Itulah sebabnya, tidak salah kalau para pemerhati bahasa, atau para ”polisi bahasa”, tidak jemu-jemu mengingatkan pengguna bahasa Indonesia, terutama para penulis berita, agar hati-hati dalam menggunakan frasa meregang nyawa, yang selalu saja salah kaprah.
Padahal, kata meninggal atau mati, sebagai kata yang dianggap maknanya sama dengan meregang nyawa itu, sangat jelas artinya dalam KBBI. Kamus Besar memaknai kata meninggal atau mati itu, antara lain, sebagai ’sudah hilang nyawanya’, ’tidak bernyawa’, ’tidak hidup lagi’. Sungguh jauh artinya jika dibandingkan dengan meregang nyawa.
Di beberapa media massa arus utama, frasa meregang nyawa kerap dihindari penggunaannya karena dianggap bisa menimbulkan perasaan ngeri kepada pembacanya. Ada juga kesan bahwa kita tidak berempati kepada orang yang sedang dalam kondisi akan meninggal itu.
Dari mana kesalahan ini berawal? Hemat penulis, kesalahan ini terus berulang karena penulis berita memedomani sumber yang salah. Setelah ”berhasil” menggunakan kata yang salah itu pada kesempatan pertama dan luput dari pembetulan, penggunaan kata itu kemudian dianggap sebagai kelaziman pada penggunaan selanjutnya.
Padahal, sebagai penulis, bukankah wajib hukumnya untuk selalu mencari rujukan yang benar sebagai dasar memutuskan penggunaan sebuah kata?
Biasanya, dalam berita kriminalitas, seorang penulis mencoba berimprovisasi untuk menghindari pengulangan sebuah kata dengan cara mencari kata lain yang berarti sama. Kata haus, umpamanya, sering divariasikan dengan kata dahaga; memakan dengan mengonsumsi.
Adalah keliru jika menggunakan meregang nyawa sebagai variasi dari meninggal atau mati.
Begitu juga kata mati bisa kita variasikan dengan berpulang, wafat, tewas, meninggal, mengembuskan napas terakhir, dan sebagainya.

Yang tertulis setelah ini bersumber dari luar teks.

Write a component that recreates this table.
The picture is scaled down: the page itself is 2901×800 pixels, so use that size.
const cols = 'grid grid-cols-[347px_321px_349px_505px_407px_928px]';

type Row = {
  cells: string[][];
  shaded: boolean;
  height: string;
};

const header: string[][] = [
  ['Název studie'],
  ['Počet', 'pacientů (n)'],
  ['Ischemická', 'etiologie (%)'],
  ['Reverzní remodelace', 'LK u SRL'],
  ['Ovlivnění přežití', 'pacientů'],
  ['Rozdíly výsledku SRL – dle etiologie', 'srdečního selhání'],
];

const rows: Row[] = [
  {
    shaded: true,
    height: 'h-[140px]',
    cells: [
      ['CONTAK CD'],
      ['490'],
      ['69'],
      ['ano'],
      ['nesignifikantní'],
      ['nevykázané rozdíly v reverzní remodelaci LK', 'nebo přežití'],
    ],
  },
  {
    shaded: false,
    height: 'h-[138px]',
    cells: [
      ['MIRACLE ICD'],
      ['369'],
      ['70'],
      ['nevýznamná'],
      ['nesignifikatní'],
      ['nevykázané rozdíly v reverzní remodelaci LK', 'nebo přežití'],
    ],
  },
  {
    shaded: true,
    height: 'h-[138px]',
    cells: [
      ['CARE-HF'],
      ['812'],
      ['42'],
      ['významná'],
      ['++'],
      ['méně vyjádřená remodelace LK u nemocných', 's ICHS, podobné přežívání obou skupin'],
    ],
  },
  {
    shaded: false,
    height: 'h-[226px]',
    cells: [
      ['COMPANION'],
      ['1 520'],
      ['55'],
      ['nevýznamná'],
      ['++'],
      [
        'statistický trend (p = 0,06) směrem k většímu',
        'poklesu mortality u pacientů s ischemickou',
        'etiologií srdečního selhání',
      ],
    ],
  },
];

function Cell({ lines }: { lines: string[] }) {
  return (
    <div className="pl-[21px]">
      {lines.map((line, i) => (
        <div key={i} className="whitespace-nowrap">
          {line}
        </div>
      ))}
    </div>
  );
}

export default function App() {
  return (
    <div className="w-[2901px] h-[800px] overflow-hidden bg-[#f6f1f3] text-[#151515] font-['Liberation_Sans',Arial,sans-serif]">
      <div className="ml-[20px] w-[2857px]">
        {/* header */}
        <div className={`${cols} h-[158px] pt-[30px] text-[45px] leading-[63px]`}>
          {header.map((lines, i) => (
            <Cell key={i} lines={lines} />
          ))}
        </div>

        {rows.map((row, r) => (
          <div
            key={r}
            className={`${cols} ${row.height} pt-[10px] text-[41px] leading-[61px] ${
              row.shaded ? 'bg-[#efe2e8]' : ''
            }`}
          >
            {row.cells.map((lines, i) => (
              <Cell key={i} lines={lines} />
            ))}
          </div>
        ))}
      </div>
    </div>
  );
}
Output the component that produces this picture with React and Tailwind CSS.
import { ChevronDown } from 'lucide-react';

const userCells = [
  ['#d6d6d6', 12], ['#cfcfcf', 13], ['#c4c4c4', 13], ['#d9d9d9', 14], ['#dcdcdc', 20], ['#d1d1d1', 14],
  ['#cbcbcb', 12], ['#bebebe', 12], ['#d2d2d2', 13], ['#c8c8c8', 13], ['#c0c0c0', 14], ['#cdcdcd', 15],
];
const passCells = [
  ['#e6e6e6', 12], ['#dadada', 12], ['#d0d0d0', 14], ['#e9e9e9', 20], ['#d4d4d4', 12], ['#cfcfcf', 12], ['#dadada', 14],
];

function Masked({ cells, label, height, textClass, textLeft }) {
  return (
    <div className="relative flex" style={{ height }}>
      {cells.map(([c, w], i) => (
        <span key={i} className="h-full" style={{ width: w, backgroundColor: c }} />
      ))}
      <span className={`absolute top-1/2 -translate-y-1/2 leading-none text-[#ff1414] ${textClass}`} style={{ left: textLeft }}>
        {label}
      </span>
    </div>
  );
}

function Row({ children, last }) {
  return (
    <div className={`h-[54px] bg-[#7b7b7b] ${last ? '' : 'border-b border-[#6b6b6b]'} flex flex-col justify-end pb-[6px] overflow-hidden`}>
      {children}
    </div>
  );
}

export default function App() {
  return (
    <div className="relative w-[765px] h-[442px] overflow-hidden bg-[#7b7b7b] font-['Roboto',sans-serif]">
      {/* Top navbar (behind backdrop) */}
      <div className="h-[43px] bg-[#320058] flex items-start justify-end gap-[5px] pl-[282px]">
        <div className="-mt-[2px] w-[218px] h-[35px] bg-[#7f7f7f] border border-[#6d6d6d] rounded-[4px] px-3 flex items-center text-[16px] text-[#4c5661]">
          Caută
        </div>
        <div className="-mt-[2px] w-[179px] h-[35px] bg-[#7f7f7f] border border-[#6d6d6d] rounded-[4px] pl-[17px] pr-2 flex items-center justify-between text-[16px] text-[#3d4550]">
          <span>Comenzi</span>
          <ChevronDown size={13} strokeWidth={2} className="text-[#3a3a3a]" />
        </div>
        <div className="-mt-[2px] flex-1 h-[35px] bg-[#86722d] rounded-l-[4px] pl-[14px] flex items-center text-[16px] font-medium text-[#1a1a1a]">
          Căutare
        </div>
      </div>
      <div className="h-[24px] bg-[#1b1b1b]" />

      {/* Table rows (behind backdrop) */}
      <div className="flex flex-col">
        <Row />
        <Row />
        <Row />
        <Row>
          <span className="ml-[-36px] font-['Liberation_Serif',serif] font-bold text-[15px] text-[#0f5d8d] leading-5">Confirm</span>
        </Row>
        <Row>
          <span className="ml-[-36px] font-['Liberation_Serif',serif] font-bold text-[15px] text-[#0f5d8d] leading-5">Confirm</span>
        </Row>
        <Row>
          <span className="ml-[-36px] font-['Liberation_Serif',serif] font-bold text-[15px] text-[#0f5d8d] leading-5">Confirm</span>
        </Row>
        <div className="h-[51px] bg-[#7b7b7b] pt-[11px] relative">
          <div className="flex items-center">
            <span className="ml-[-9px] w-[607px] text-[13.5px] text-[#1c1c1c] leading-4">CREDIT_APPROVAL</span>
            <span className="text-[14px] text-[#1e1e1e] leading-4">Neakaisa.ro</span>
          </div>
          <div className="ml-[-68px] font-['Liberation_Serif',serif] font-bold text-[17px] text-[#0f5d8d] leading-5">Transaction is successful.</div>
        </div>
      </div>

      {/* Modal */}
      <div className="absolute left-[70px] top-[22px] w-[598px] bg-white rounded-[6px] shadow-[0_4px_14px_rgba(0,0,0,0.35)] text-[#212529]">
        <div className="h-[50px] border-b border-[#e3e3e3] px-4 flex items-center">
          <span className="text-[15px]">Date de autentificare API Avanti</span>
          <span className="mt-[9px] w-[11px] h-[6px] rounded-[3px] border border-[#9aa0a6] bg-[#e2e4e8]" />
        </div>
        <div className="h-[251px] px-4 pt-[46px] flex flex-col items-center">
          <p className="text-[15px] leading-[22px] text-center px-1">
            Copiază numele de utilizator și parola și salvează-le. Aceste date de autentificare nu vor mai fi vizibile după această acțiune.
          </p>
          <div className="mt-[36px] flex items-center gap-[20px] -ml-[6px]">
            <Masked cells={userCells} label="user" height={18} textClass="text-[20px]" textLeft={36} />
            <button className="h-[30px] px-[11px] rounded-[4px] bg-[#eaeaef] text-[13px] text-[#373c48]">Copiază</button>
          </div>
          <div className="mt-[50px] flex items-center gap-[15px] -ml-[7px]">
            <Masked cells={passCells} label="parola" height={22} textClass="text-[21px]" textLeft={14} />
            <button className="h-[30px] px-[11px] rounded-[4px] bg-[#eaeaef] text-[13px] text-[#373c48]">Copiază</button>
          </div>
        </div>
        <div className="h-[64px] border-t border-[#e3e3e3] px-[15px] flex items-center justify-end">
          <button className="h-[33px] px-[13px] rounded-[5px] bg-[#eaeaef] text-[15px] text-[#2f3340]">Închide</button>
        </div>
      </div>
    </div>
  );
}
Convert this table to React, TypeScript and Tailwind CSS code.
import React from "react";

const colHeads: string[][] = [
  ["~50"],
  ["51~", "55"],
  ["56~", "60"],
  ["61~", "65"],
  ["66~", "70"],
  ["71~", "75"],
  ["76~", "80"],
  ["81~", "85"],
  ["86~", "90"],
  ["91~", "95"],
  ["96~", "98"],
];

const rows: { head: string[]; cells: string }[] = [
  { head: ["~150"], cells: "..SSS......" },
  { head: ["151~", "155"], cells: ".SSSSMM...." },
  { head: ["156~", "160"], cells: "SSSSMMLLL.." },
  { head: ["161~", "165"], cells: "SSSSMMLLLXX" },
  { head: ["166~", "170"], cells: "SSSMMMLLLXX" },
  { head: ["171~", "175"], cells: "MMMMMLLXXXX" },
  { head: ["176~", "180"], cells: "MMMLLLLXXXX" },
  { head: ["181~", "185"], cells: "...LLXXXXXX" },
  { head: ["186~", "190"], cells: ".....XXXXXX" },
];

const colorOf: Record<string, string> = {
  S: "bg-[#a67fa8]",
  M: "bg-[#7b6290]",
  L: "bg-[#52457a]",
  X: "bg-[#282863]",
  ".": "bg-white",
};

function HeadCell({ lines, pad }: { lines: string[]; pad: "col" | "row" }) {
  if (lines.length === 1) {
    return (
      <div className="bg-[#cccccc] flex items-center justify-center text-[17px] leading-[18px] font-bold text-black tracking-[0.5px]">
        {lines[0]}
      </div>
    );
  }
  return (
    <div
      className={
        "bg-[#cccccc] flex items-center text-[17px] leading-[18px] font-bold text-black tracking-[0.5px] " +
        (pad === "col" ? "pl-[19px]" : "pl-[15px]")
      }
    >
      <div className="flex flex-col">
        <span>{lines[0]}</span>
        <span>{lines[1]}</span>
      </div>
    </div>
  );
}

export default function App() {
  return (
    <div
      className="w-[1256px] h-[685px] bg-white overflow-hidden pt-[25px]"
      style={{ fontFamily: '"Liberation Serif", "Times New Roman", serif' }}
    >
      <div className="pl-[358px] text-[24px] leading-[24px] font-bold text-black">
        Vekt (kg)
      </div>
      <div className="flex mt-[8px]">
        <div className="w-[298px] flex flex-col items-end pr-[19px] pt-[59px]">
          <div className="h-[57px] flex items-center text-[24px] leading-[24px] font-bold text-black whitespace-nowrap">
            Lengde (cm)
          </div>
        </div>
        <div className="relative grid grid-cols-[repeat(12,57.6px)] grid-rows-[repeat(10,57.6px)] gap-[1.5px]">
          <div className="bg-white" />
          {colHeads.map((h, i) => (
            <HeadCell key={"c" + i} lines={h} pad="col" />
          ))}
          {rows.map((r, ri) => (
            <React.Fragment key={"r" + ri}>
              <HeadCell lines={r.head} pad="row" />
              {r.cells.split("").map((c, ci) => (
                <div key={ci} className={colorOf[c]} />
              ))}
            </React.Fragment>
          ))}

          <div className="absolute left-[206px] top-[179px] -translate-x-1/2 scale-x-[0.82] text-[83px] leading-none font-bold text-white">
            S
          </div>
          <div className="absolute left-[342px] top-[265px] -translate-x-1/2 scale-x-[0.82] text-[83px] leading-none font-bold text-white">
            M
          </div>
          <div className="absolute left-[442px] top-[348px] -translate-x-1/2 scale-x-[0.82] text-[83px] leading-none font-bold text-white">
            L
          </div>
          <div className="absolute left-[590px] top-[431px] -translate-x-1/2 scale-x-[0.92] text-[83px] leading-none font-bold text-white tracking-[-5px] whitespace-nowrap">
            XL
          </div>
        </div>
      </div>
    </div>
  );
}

Adalah keliru jika menggunakan meregang nyawa sebagai variasi dari meninggal atau mati.
Biasanya, kekeliruan penggunaan kata, frasa, atau istilah yang tidak pada tempatnya dipengaruhi oleh kebiasaan penulis untuk tidak secara rutin membuka kamus.
Padahal, saat ini, pada era internet, dengan mudahnya kita diberi akses membuka KBBI daring. Bahkan, tanpa internet pun, kita bisa mengakses KBBI versi luar jaringan (luring).
Jadi, mari gunakan meregang nyawa dengan makna sesungguhnya, yakni ’hampir mati (belum mati)’; ’sekarat’.